Leave out the pictures and reproduce all of the data exactly.

Source material
--

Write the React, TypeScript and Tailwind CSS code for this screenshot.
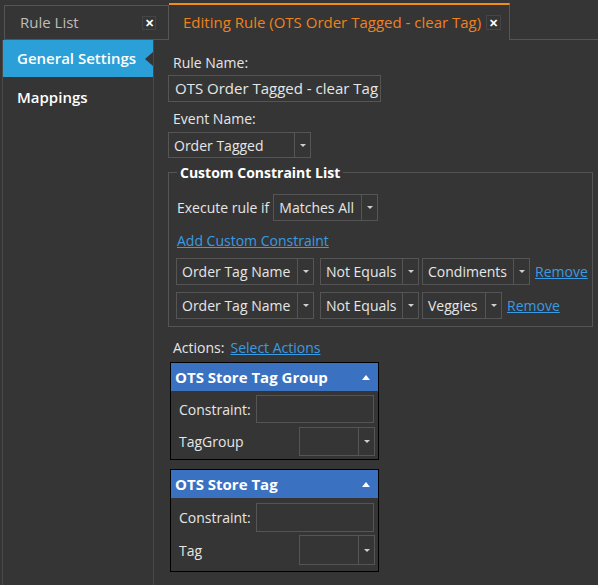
import React from "react";

const font = { fontFamily: '"Open Sans", "Noto Sans", Arial, sans-serif' };

function Caret() {
  return (
    <svg width="6" height="3" viewBox="0 0 6 3" className="block">
      <path d="M0 0H6L3 3Z" fill="#cfcfcf" />
    </svg>
  );
}

function Dropdown({ value, w, h = 27 }: { value?: string; w: number; h?: number }) {
  return (
    <div
      className="flex items-stretch border border-[#555555] bg-[#353535] text-[#e6e6e6]"
      style={{ width: w, height: h }}
    >
      <div className="flex-1 flex items-center pl-[5px] whitespace-nowrap overflow-hidden">{value}</div>
      <div className="w-[16px] border-l border-[#555555] flex items-center justify-center">
        <Caret />
      </div>
    </div>
  );
}

function ActionPanel({ title, label, tall }: { title: string; label: string; tall?: boolean }) {
  return (
    <div className="w-[209px] border border-black">
      <div className="h-[28px] bg-[#3a71c1] flex items-center justify-between pl-[4px] pr-[8px]">
        <span className="text-white font-bold text-[15px]">{title}</span>
        <svg width="8" height="5" viewBox="0 0 8 5">
          <path d="M0 5L4 0L8 5Z" fill="#ffffff" />
        </svg>
      </div>
      <div className={tall ? "pl-[8px] pr-[3px] pt-[5px] pb-[6px] flex flex-col gap-[3px]" : "pl-[8px] pr-[3px] pt-[4px] pb-[3px] flex flex-col gap-[4px]"}>
        <div className="flex items-center">
          <span className="w-[77px] text-[#e6e6e6]">Constraint:</span>
          <div className={tall ? "w-[118px] h-[29px] border border-[#555555]" : "w-[118px] h-[28px] border border-[#555555]"} />
        </div>
        <div className="flex items-center justify-between">
          <span className="text-[#e6e6e6]">{label}</span>
          <Dropdown w={76} h={tall ? 30 : 29} />
        </div>
      </div>
    </div>
  );
}

export default function App() {
  return (
    <div className="w-[598px] h-[585px] bg-[#353535] text-[14px] text-[#e6e6e6] overflow-hidden flex flex-col" style={font}>
      {/* Tab strip */}
      <div className="h-[40px] flex items-end pl-[4px]">
        <div className="w-[165px] h-[35px] border border-[#555555] flex items-center justify-between pl-[15px] pr-[12px]">
          <span className="text-[#bdbdbd] text-[15px]">Rule List</span>
          <div className="w-[14px] h-[14px] border border-[#454545] flex items-center justify-center text-white text-[11px] font-bold leading-none">
            ✕
          </div>
        </div>
        <div className="w-[341px] h-[37px] border-t-2 border-t-[#f28c16] border-r border-r-[#555555] flex items-center pl-[14px] gap-[5px]">
          <span className="text-[#f0821c] text-[15px]">Editing Rule (OTS Order Tagged - clear Tag)</span>
          <div className="w-[15px] h-[15px] border border-[#454545] flex items-center justify-center text-white text-[11px] font-bold leading-none">
            ✕
          </div>
        </div>
        <div className="flex-1 h-[1px] bg-[#555555]" />
      </div>

      {/* Body */}
      <div className="flex-1 flex">
        <div className="w-[154px] pl-[2px] bg-[#353535]">
          <div className="h-full border-l border-[#4a4a4a] border-r border-r-[#4a4a4a] flex flex-col">
            <div className="relative h-[37px] bg-[#2b9fd8] flex items-center pl-[14px]">
              <span className="text-white text-[15px] font-semibold">General Settings</span>
              <div className="absolute right-0 top-[12px] w-0 h-0 border-y-[7px] border-y-transparent border-r-[8px] border-r-[#353535]" />
            </div>
            <div className="h-[41px] flex items-center pl-[14px]">
              <span className="text-white text-[15px] font-semibold">Mappings</span>
            </div>
          </div>
        </div>

        <div className="flex-1 pl-[14px] pt-[12px] flex flex-col">
          <div className="pl-[5px] h-[20px] flex items-center">Rule Name:</div>
          <div className="mt-[3px] w-[213px] h-[27px] border border-[#555555] flex items-center pl-[6px] text-[15px] whitespace-nowrap">
            OTS Order Tagged - clear Tag
          </div>
          <div className="mt-[6px] pl-[5px] h-[20px] flex items-center">Event Name:</div>
          <div className="mt-[4px]">
            <Dropdown value="Order Tagged" w={143} h={26} />
          </div>

          {/* Custom Constraint List */}
          <div className="relative mt-[14px] w-[425px] h-[155px] border border-[#555555] pt-[21px] pl-[7px]">
            <div className="absolute left-[8px] top-[-11px] bg-[#353535] px-[3px] font-bold text-white">Custom Constraint List</div>
            <div className="flex items-center gap-[4px]">
              <span className="ml-[1px]">Execute rule if</span>
              <Dropdown value="Matches All" w={105} />
            </div>
            <div className="mt-[10px] ml-[1px] text-[#3a9be2] underline leading-[20px]">Add Custom Constraint</div>
            <div className="mt-[7px] flex items-center">
              <Dropdown value="Order Tag Name" w={138} />
              <div className="ml-[6px]"><Dropdown value="Not Equals" w={99} /></div>
              <div className="ml-[3px]"><Dropdown value="Condiments" w={108} /></div>
              <span className="ml-[5px] text-[#3a9be2] underline">Remove</span>
            </div>
            <div className="mt-[7px] flex items-center">
              <Dropdown value="Order Tag Name" w={138} />
              <div className="ml-[6px]"><Dropdown value="Not Equals" w={99} /></div>
              <div className="ml-[3px]"><Dropdown value="Veggies" w={80} /></div>
              <span className="ml-[5px] text-[#3a9be2] underline">Remove</span>
            </div>
          </div>

          <div className="mt-[10px] pl-[5px] flex items-center gap-[6px] h-[20px]">
            <span>Actions:</span>
            <span className="text-[#3a9be2] underline">Select Actions</span>
          </div>
          <div className="mt-[5px] pl-[2px] flex flex-col gap-[9px]">
            <ActionPanel title="OTS Store Tag Group" label="TagGroup" />
            <ActionPanel title="OTS Store Tag" label="Tag" tall />
          </div>
        </div>
      </div>
    </div>
  );
}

--

The result
Write the React, TypeScript and Tailwind CSS code for this screenshot.
import React from "react";

const font = { fontFamily: '"Open Sans", "Noto Sans", Arial, sans-serif' };

function Caret() {
  return (
    <svg width="6" height="3" viewBox="0 0 6 3" className="block">
      <path d="M0 0H6L3 3Z" fill="#cfcfcf" />
    </svg>
  );
}

function Dropdown({ value, w, h = 27 }: { value?: string; w: number; h?: number }) {
  return (
    <div
      className="flex items-stretch border border-[#555555] bg-[#353535] text-[#e6e6e6]"
      style={{ width: w, height: h }}
    >
      <div className="flex-1 flex items-center pl-[5px] whitespace-nowrap overflow-hidden">{value}</div>
      <div className="w-[16px] border-l border-[#555555] flex items-center justify-center">
        <Caret />
      </div>
    </div>
  );
}

function ActionPanel({ title, label, tall }: { title: string; label: string; tall?: boolean }) {
  return (
    <div className="w-[209px] border border-black">
      <div className="h-[28px] bg-[#3a71c1] flex items-center justify-between pl-[4px] pr-[8px]">
        <span className="text-white font-bold text-[15px]">{title}</span>
        <svg width="8" height="5" viewBox="0 0 8 5">
          <path d="M0 5L4 0L8 5Z" fill="#ffffff" />
        </svg>
      </div>
      <div className={tall ? "pl-[8px] pr-[3px] pt-[5px] pb-[6px] flex flex-col gap-[3px]" : "pl-[8px] pr-[3px] pt-[4px] pb-[3px] flex flex-col gap-[4px]"}>
        <div className="flex items-center">
          <span className="w-[77px] text-[#e6e6e6]">Constraint:</span>
          <div className={tall ? "w-[118px] h-[29px] border border-[#555555]" : "w-[118px] h-[28px] border border-[#555555]"} />
        </div>
        <div className="flex items-center justify-between">
          <span className="text-[#e6e6e6]">{label}</span>
          <Dropdown w={76} h={tall ? 30 : 29} />
        </div>
      </div>
    </div>
  );
}

export default function App() {
  return (
    <div className="w-[598px] h-[585px] bg-[#353535] text-[14px] text-[#e6e6e6] overflow-hidden flex flex-col" style={font}>
      {/* Tab strip */}
      <div className="h-[40px] flex items-end pl-[4px]">
        <div className="w-[165px] h-[35px] border border-[#555555] flex items-center justify-between pl-[15px] pr-[12px]">
          <span className="text-[#bdbdbd] text-[15px]">Rule List</span>
          <div className="w-[14px] h-[14px] border border-[#454545] flex items-center justify-center text-white text-[11px] font-bold leading-none">
            ✕
          </div>
        </div>
        <div className="w-[341px] h-[37px] border-t-2 border-t-[#f28c16] border-r border-r-[#555555] flex items-center pl-[14px] gap-[5px]">
          <span className="text-[#f0821c] text-[15px]">Editing Rule (OTS Order Tagged - clear Tag)</span>
          <div className="w-[15px] h-[15px] border border-[#454545] flex items-center justify-center text-white text-[11px] font-bold leading-none">
            ✕
          </div>
        </div>
        <div className="flex-1 h-[1px] bg-[#555555]" />
      </div>

      {/* Body */}
      <div className="flex-1 flex">
        <div className="w-[154px] pl-[2px] bg-[#353535]">
          <div className="h-full border-l border-[#4a4a4a] border-r border-r-[#4a4a4a] flex flex-col">
            <div className="relative h-[37px] bg-[#2b9fd8] flex items-center pl-[14px]">
              <span className="text-white text-[15px] font-semibold">General Settings</span>
              <div className="absolute right-0 top-[12px] w-0 h-0 border-y-[7px] border-y-transparent border-r-[8px] border-r-[#353535]" />
            </div>
            <div className="h-[41px] flex items-center pl-[14px]">
              <span className="text-white text-[15px] font-semibold">Mappings</span>
            </div>
          </div>
        </div>

        <div className="flex-1 pl-[14px] pt-[12px] flex flex-col">
          <div className="pl-[5px] h-[20px] flex items-center">Rule Name:</div>
          <div className="mt-[3px] w-[213px] h-[27px] border border-[#555555] flex items-center pl-[6px] text-[15px] whitespace-nowrap">
            OTS Order Tagged - clear Tag
          </div>
          <div className="mt-[6px] pl-[5px] h-[20px] flex items-center">Event Name:</div>
          <div className="mt-[4px]">
            <Dropdown value="Order Tagged" w={143} h={26} />
          </div>

          {/* Custom Constraint List */}
          <div className="relative mt-[14px] w-[425px] h-[155px] border border-[#555555] pt-[21px] pl-[7px]">
            <div className="absolute left-[8px] top-[-11px] bg-[#353535] px-[3px] font-bold text-white">Custom Constraint List</div>
            <div className="flex items-center gap-[4px]">
              <span className="ml-[1px]">Execute rule if</span>
              <Dropdown value="Matches All" w={105} />
            </div>
            <div className="mt-[10px] ml-[1px] text-[#3a9be2] underline leading-[20px]">Add Custom Constraint</div>
            <div className="mt-[7px] flex items-center">
              <Dropdown value="Order Tag Name" w={138} />
              <div className="ml-[6px]"><Dropdown value="Not Equals" w={99} /></div>
              <div className="ml-[3px]"><Dropdown value="Condiments" w={108} /></div>
              <span className="ml-[5px] text-[#3a9be2] underline">Remove</span>
            </div>
            <div className="mt-[7px] flex items-center">
              <Dropdown value="Order Tag Name" w={138} />
              <div className="ml-[6px]"><Dropdown value="Not Equals" w={99} /></div>
              <div className="ml-[3px]"><Dropdown value="Veggies" w={80} /></div>
              <span className="ml-[5px] text-[#3a9be2] underline">Remove</span>
            </div>
          </div>

          <div className="mt-[10px] pl-[5px] flex items-center gap-[6px] h-[20px]">
            <span>Actions:</span>
            <span className="text-[#3a9be2] underline">Select Actions</span>
          </div>
          <div className="mt-[5px] pl-[2px] flex flex-col gap-[9px]">
            <ActionPanel title="OTS Store Tag Group" label="TagGroup" />
            <ActionPanel title="OTS Store Tag" label="Tag" tall />
          </div>
        </div>
      </div>
    </div>
  );
}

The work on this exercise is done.